Au fil des textes courts qui constituent ces Archives de la joie, on rencontre une variété épatante de représentants de la faune : âne, tortue, bébé coyote, chevreuils, renards, chiens et chats, porc-épic, auxquels l’auteur prête une vie intérieure passionnante et nuancée, le tout à l’image de la multitude de sensibilités qui constituent une véritable société. Cet anthropomorphisme poétique me semble être une forme particulièrement émouvante de l’empathie : chercher, dans tout ce qui vit, par où nous sommes liés. Par quelles fragilités, par quelle enfance enfuie, par quel silence devant la mort.
Cette quête pourra nous être utile même entre humains, me semble-t-il, pour arriver désormais à avancer ensemble malgré les polarisations galopantes qui nous affligent. Il y a là une forme de sagesse à adopter au plus vite : chercher (et trouver) le lien entre soi et ceux qui n’ont pas voté comme nous. S’il est invisible à l’oeil nu : l’imaginer. Et y croire. Parce que nous aurons besoin de tout un chacun pour la suite du monde.

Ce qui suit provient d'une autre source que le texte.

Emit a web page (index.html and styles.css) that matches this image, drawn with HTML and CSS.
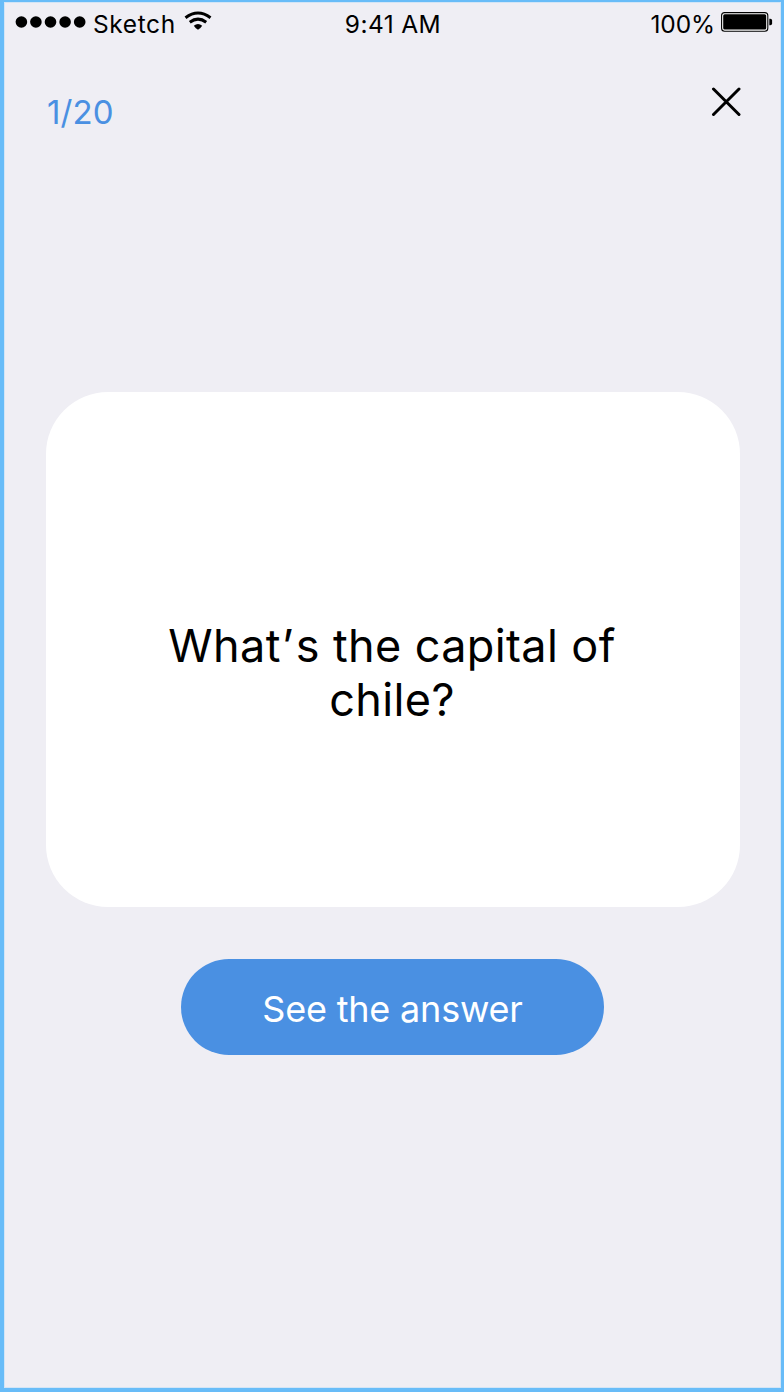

Comme le dit le lièvre pris au collet et revenu de la mort, quand il réapparaît dans le jardin du narrateur : « Mais le plus difficile reste encore de dire sans passer pour fou que j’ai néanmoins rapporté de ce séjour l’impérissable conviction que ma vie n’est pas inutile, et qu’il me faut pour la mener à bon port écouter, bien regarder, tisser des liens avec des inconnus, réfléchir et m’étonner, ne pas me décourager et persister quand tout semble me résister. Ce n’est pas que quelque chose m’attende tout au bout, puisqu’il n’y a rien. Mais je pense que d’ici là ma petite contribution est requise. » Oui. D’ici là, chacune de nos petites contributions est requise. Au travail, frères humains.